Around the country, something big is starting to stir. Painstakingly crafted 3D designs are beginning to take real form; carefully researched components are arriving at test benches; and fuel and lubricants are starting to flow. Engineers are turning the much-simulated shape of Bloodhound SSC, the vehicle that will aim to surpass a thousand miles an hour in South Africa’s Hakskeen Pan desert in 2014, into a reality, and the project’s headquarters - the riverside industrial unit in Bristol known as the Doghouse - is getting ready to receive its long-awaited resident.
Like every engineering project, Bloodhound is a collaboration; between engineers of different disciplines and with different backgrounds, but perhaps most of all between the core team, which is led by chief engineer Mark Chapman, and more than 200 suppliers. However, in many ways the project is unique: there is only a single product, very few spare parts, and the relationship between client and supplier is driven by mutual publicity rather than the more common commercial considerations.
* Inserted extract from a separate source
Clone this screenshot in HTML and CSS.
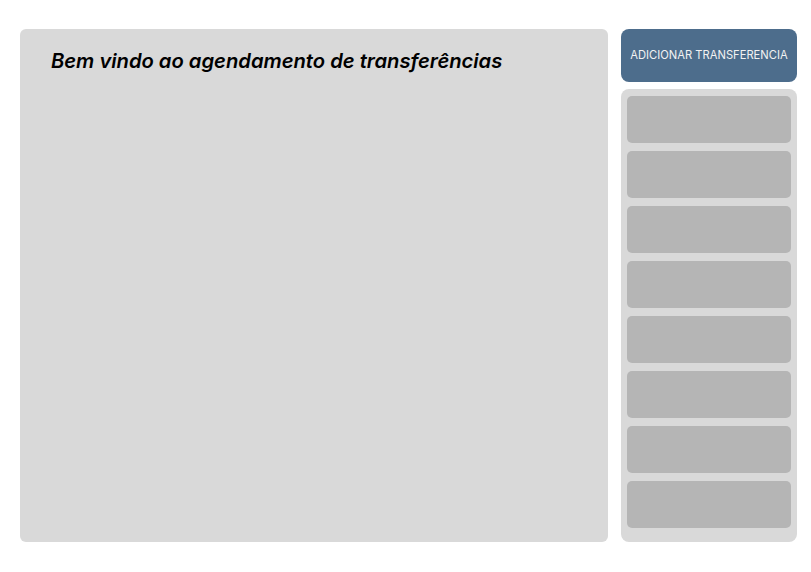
FILE: index.html
```html
<!DOCTYPE html>
<html lang="pt-BR">
<head>
<meta charset="utf-8">
<title>Agendamento de transferências</title>
<link rel="stylesheet" href="styles.css">
</head>
<body>
<div class="layout">
  <main class="main-panel">
    <h1 class="title">Bem vindo ao agendamento de transferências</h1>
  </main>
  <aside class="side">
    <button class="add-btn">ADICIONAR TRANSFERENCIA</button>
    <div class="list">
      <div class="item"></div>
      <div class="item"></div>
      <div class="item"></div>
      <div class="item"></div>
      <div class="item"></div>
      <div class="item"></div>
      <div class="item"></div>
      <div class="item"></div>
    </div>
  </aside>
</div>
</body>
</html>
```
FILE: styles.css
```css
html, body {
  margin: 0;
  padding: 0;
  background: #ffffff;
}
body {
  font-family: Inter, "Noto Sans", sans-serif;
}
.layout {
  display: flex;
  gap: 13px;
  padding: 29px 14px 0 20px;
  height: 513px;
}
.main-panel {
  width: 588px;
  background: #d9d9d9;
  border-radius: 6px;
  padding: 20px 31px;
  box-sizing: border-box;
}
.title {
  margin: 0;
  font-size: 20.2px;
  font-weight: 600;
  font-style: italic;
  line-height: 24px;
  color: #000;
}
.side {
  width: 176px;
  display: flex;
  flex-direction: column;
  gap: 7px;
}
.add-btn {
  height: 53px;
  border: none;
  border-radius: 8px;
  background: #4d6d8c;
  color: #f2f2f2;
  font-family: Inter, "Noto Sans", sans-serif;
  font-size: 11.2px;
  font-weight: 400;
  padding: 0 0 1px;
  flex: none;
}
.list {
  flex: 1;
  background: #d9d9d9;
  border-radius: 8px;
  padding: 7px 6px 14px;
  display: flex;
  flex-direction: column;
  gap: 8px;
}
.item {
  height: 47px;
  background: #b5b5b5;
  border-radius: 5px;
  flex: none;
}
```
Putting together a supply chain for this project was a tough challenge, said Conor La Grue, Bloodhound’s engineering lead and supply chain manager. On the one hand, the draw of being involved in a high-profile project with such a tantalising, attention-grabbing goal and where publicity is guaranteed was a powerful one. On the other, the engineering demands of making a car that can go almost 30 per cent faster than anything that’s ever travelled on land are considerable. The suppliers would need to be a select bunch.
Early on, the team was focused on the design of the car. ‘You can’t design without tools, so very early on we had a partnership with Siemens and Unigraphics software, and also with Intel; they provided us with a multi-million dollar solution for CFD stations and infrastructure, which allowed our designers to work,’ La Grue said.
The focus then shifted to finding organisations that would be able to build Bloodhound’s primary structure - the chassis, body, supporting structure for the jet engine and hybrid rocket that will propel the vehicle, and the wheels. ‘In the first year of the project [2008], we had something like 200 meetings and covered an awful lot of miles trying to find those key partners,’ La Grue said. ‘They had to be the right kind of people to meet our core engineering needs, which are absolutely paramount. And doing that during the deepest recession in living memory was no small challenge either.’
Although Richard Noble has been involved in two previous land speed record projects - Thrust 2 in 1983, which he drove himself, and Thrust SSC in 1997, the current record holder at 763mph - the engineering demands of Bloodhound meant that the team had to start from scratch. Only Noble himself, the driver of Thrust SSC, Andy Green, and chief aerodynamicist Ron Ayers came over from the Thrust SSC team. ‘It’s really a new generation of car, with very little in common, technically, with Thrust SSC,’ La Grue said. ‘The level of technology brought to bear on the 1,000mph target is a leap further on again, so we had to start from scratch. When I came on board in August 2008, we had a list of maybe 65 suppliers, and they were all for some of the test rigs, nothing for the car itself.’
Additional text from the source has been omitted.